Tony Iommi. Ronnie James Dio, Geezer Butler e Vinny Appice (la formazione che aveva inciso Mob Rules) suonano in Dehumanizer (1992 - **1/2), un disco che, fin dalla copertina, è vicinissimo al purissimo classic heavy metal del Dio solista. Nonostante un acclamato tour mondiale la scaletta non convince appieno, anche se Computer God, TV Crimes e soprattutto Time Machine sono dei gran pezzi (finalmente).

Dio e Appice se ne vanno ancora una volta per gli insanabili contrasti con il leader ed allora quest'ultimo richiama il fidato Tony Martin. Ne viene fuori il disco migliore (si fa per dire) di questo sfortunato connubio. Cross Purposes (1993 - **) vede una buona performance del cantante in canzoni però dal livello mediocre (eccetto Cross Of Thorns).

Iommi non si è ancora accorto che il fiato è davvero corto e che in giro ci sono circa due milioni di metal band migliori dei Black Sabbath. Ecco che esce pure Forbidden (1995 - *), l'ennesimo sfregio ingeneroso alla leggenda dei Black Sabbath. Partecipa alla festa d'addio perfino il rapper Ice-T (leader del gruppo crossover dei Body Count).

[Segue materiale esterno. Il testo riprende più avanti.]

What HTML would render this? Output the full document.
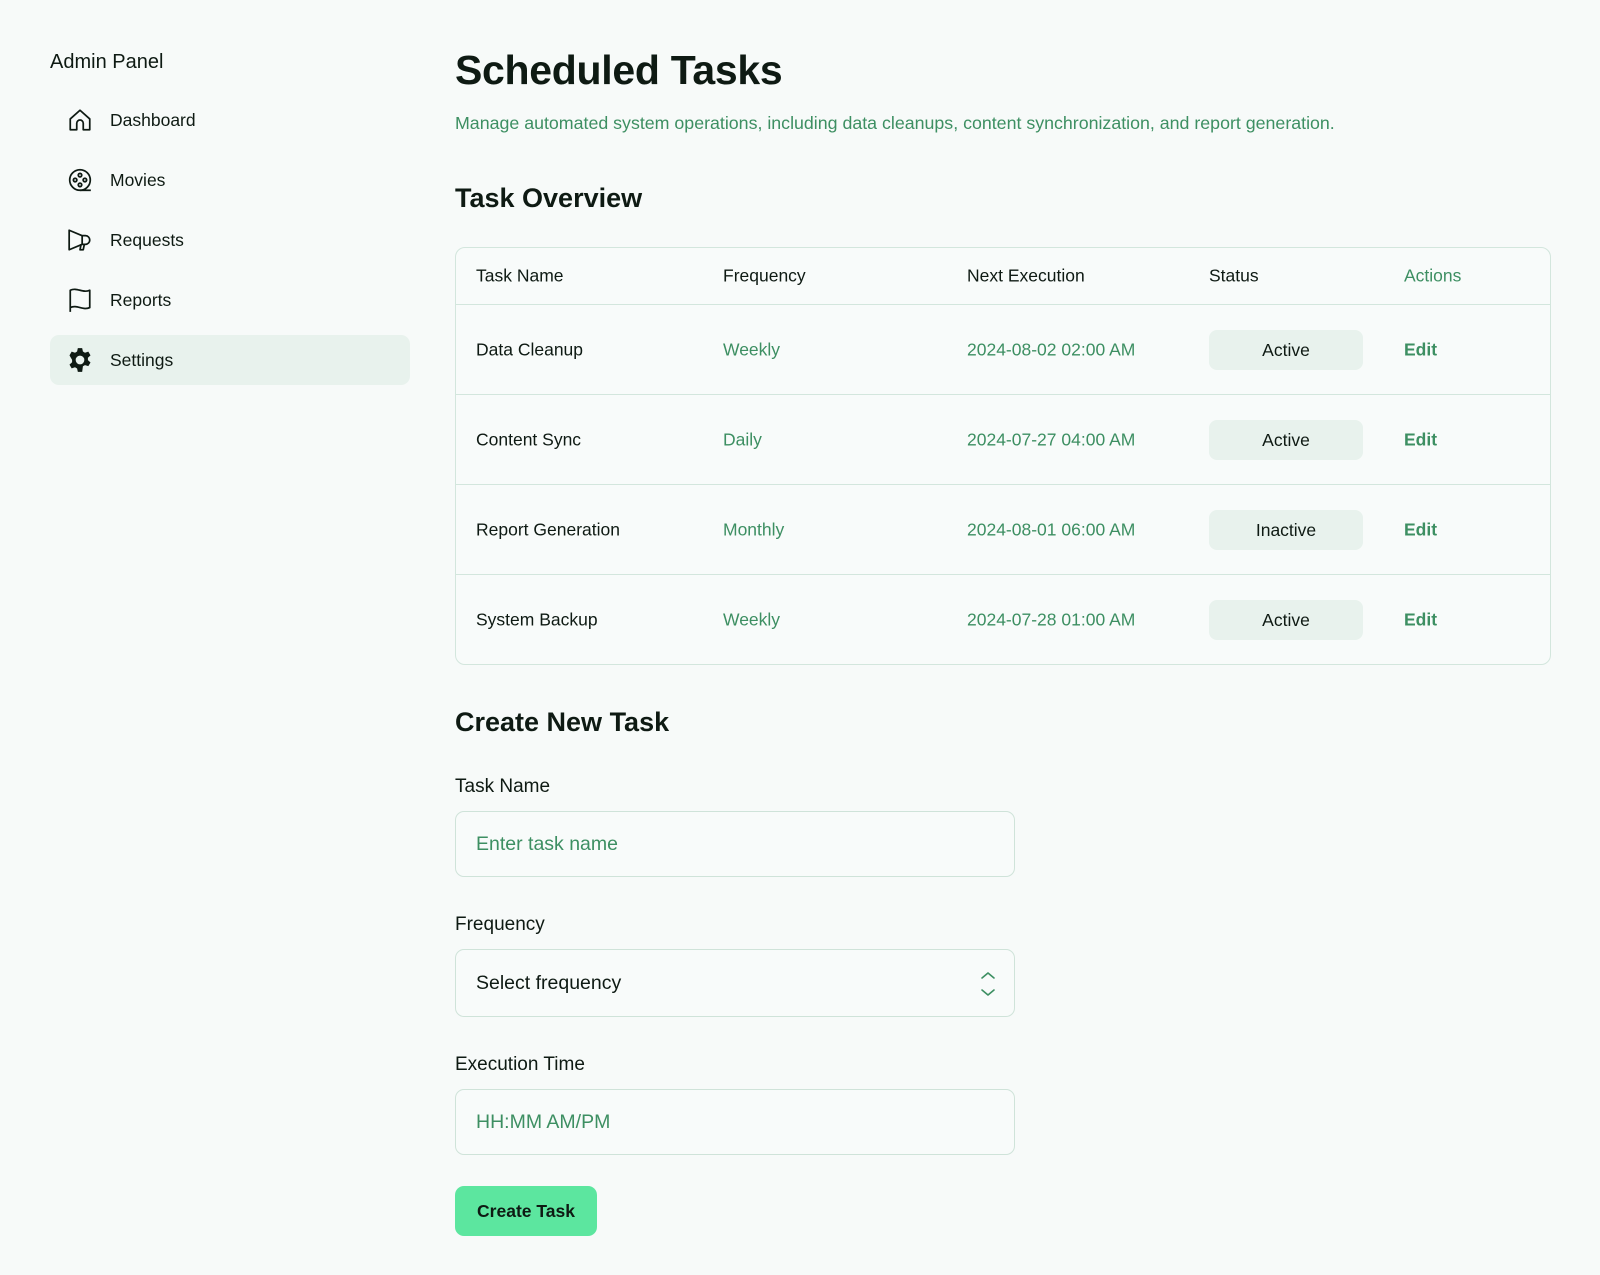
<!DOCTYPE html>
<html><head><meta charset="utf-8"><style>
*{box-sizing:border-box;margin:0;padding:0}
body{width:1600px;height:1275px;background:#f7faf9;font-family:"Liberation Sans",sans-serif;color:#0e1a13;position:relative;overflow:hidden}
.abs{position:absolute}
.brand{left:50px;top:51px;font-size:20px}
.nav{left:50px;width:360px;height:50px;display:flex;align-items:center;padding-left:17px;font-size:17.5px;border-radius:9px}
.nav svg{width:26px;height:26px;margin-right:17px}
.nav.sel{background:#e8f2ed}
h1{position:absolute;left:455px;top:47px;font-size:41px;font-weight:bold;letter-spacing:-0.3px}
.sub{left:455px;top:113px;font-size:17.8px;color:#3d8f62}
h2{position:absolute;left:455px;font-size:27px;font-weight:bold}
.table{left:455px;top:247px;width:1096px;height:418px;border:1px solid #d3e6dd;border-radius:10px;background:#f8fbfa}
.row{position:absolute;left:0;width:100%;border-top:1px solid #d3e6dd;font-size:17.5px}
.row span{position:absolute;top:50%;transform:translateY(-50%)}
.g{color:#3d8f62}
.badge{width:154px;height:40px;background:#e8f2ed;border-radius:8px;text-align:center;line-height:40px}
.edit{font-weight:bold;color:#3d8f62}
.label{left:455px;font-size:19px}
.input{left:455px;width:560px;border:1px solid #cfe3d9;border-radius:9px;background:#f8fbfa;font-size:19.5px;padding-left:20px;display:flex;align-items:center;color:#3d8f62}
.btn{left:455px;top:1186px;width:142px;height:50px;background:#5ce69f;border-radius:9px;font-weight:bold;font-size:17.5px;text-align:center;line-height:50px}
</style></head><body>
<div class="abs brand">Admin Panel</div>
<div class="abs nav" style="top:95px"><svg viewBox="0 0 24 24" fill="none" stroke="#0e1a13" stroke-width="1.6" stroke-linejoin="round"><path d="M3 11L12 3l9 8v10h-6v-6a3 3 0 0 0-6 0v6H3z"/></svg>Dashboard</div>
<div class="abs nav" style="top:155px"><svg viewBox="0 0 24 24" fill="none" stroke="#0e1a13" stroke-width="1.6"><circle cx="12" cy="12" r="9.5"/><circle cx="12" cy="7.5" r="1.6"/><circle cx="7.5" cy="12" r="1.6"/><circle cx="16.5" cy="12" r="1.6"/><circle cx="12" cy="16.5" r="1.6"/><path d="M12 21.5h10"/></svg>Movies</div>
<div class="abs nav" style="top:215px"><svg viewBox="0 0 24 24" fill="none" stroke="#0e1a13" stroke-width="1.6" stroke-linejoin="round"><path d="M2 3v18l12-5h3a4 4 0 0 0 0-8h-3z"/><path d="M14 8v8M13 16l-1 5h3l1-5"/></svg>Requests</div>
<div class="abs nav" style="top:275px"><svg viewBox="0 0 24 24" fill="none" stroke="#0e1a13" stroke-width="1.6" stroke-linejoin="round"><path d="M3 23V3c6-3 12 3 18 0v16c-6 3-12-3-18 0"/></svg>Reports</div>
<div class="abs nav sel" style="top:335px"><svg viewBox="0 0 24 24"><path fill="#0e1a13" fill-rule="evenodd" d="M10 1h4l.7 3.2 1.9 1.1 3.1-1 2 3.4-2.4 2.2v2.2l2.4 2.2-2 3.4-3.1-1-1.9 1.1L14 23h-4l-.7-3.2-1.9-1.1-3.1 1-2-3.4 2.4-2.2v-2.2L2.3 7.7l2-3.4 3.1 1 1.9-1.1zM12 8a4 4 0 1 0 0 8 4 4 0 0 0 0-8z"/></svg>Settings</div>

<h1>Scheduled Tasks</h1>
<div class="abs sub">Manage automated system operations, including data cleanups, content synchronization, and report generation.</div>
<h2 style="top:183px">Task Overview</h2>
<div class="abs table">
 <div class="row" style="top:0;height:56px;border-top:none"><span style="left:20px">Task Name</span><span style="left:267px">Frequency</span><span style="left:511px">Next Execution</span><span style="left:753px">Status</span><span class="g" style="left:948px">Actions</span></div>
 <div class="row" style="top:56px;height:90px"><span style="left:20px">Data Cleanup</span><span class="g" style="left:267px">Weekly</span><span class="g" style="left:511px">2024-08-02 02:00 AM</span><span class="badge" style="left:753px">Active</span><span class="edit" style="left:948px">Edit</span></div>
 <div class="row" style="top:146px;height:90px"><span style="left:20px">Content Sync</span><span class="g" style="left:267px">Daily</span><span class="g" style="left:511px">2024-07-27 04:00 AM</span><span class="badge" style="left:753px">Active</span><span class="edit" style="left:948px">Edit</span></div>
 <div class="row" style="top:236px;height:90px"><span style="left:20px">Report Generation</span><span class="g" style="left:267px">Monthly</span><span class="g" style="left:511px">2024-08-01 06:00 AM</span><span class="badge" style="left:753px">Inactive</span><span class="edit" style="left:948px">Edit</span></div>
 <div class="row" style="top:326px;height:90px"><span style="left:20px">System Backup</span><span class="g" style="left:267px">Weekly</span><span class="g" style="left:511px">2024-07-28 01:00 AM</span><span class="badge" style="left:753px">Active</span><span class="edit" style="left:948px">Edit</span></div>
</div>
<h2 style="top:707px">Create New Task</h2>
<div class="abs label" style="top:776px">Task Name</div>
<div class="abs input" style="top:811px;height:66px">Enter task name</div>
<div class="abs label" style="top:914px">Frequency</div>
<div class="abs input" style="top:949px;height:68px;color:#0e1a13">Select frequency
 <svg style="position:absolute;right:18px;top:20px" width="16" height="28" viewBox="0 0 16 28" fill="none" stroke="#3d8f62" stroke-width="1.6" stroke-linecap="round" stroke-linejoin="round"><path d="M2 8l6-5 6 5M2 20l6 5 6-5"/></svg></div>
<div class="abs label" style="top:1054px">Execution Time</div>
<div class="abs input" style="top:1089px;height:66px">HH:MM AM/PM</div>
<div class="abs btn">Create Task</div>
</body></html>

La rimpatriata con Ozzy Osbourne, voluta dalla casa discografica Epic, frutta soltanto un applaudito tour mondiale ed un album doppio dal vivo. Reunion (1998 - ***) dal punto di vista della qualità audio è il miglior live della storia del sabba nero; non convince però quest'aria dimessa da band dell'ospizio. Ozzy e Iommi non sono fatti per andare d'accordo e dunque il previsto disco di inediti non vede mai la luce.

Per motivi contrattuali l'ennesima prova della formazione Dio / Appice / Iommi / Butler esce a nome Heaven & Hell (come il grande album del 1980, in cui però non suonava Vinny Appice, bensì Bill Ward). The Devil You Know (2009 - ***1/2) è un disco di solido metal moderno che assume un significato particolare perché si tratta dell'ultima registrazione di Ronnie James Dio prima della prematura morte. Le composizioni sono di buon livello con i picchi rappresentati da Atom And Evil, da Rock N'Roll Angel e soprattutto dalla terrificante Bible Black. Pur con altro nome, si può finalmente affermare che i Black Sabbath sono tornati a produrre musica decente.

Il 2013 è invece l'anno giusto per il nuovo incontro con Ozzy Osbourne (con Iommi e Butler c'è Brad Wilk dei Rage Against The Machine alla batteria). 13 (***) è un album più che dignitoso, in cui risplendono composizioni più varie rispetto al recente passato (Loner, Damaged Soul), in cui Tony Iommi torna ad essere un vero guitar hero nonostante la devastante malattia che lo ha colpito da diversi mesi e dove Ozzy Osbourne canta al meglio delle proprie possibilità (ascoltate l'attacco teatrale di End Of The Beginning). Ci vuole altro per stupire, ma questi sono i Black Sabbath dopo 45 anni di eccessi vari. Esiste anche una de luxe edition con tre brani in più assolutamente prescindibili (Methademic, Peace Of Mind e Pariah).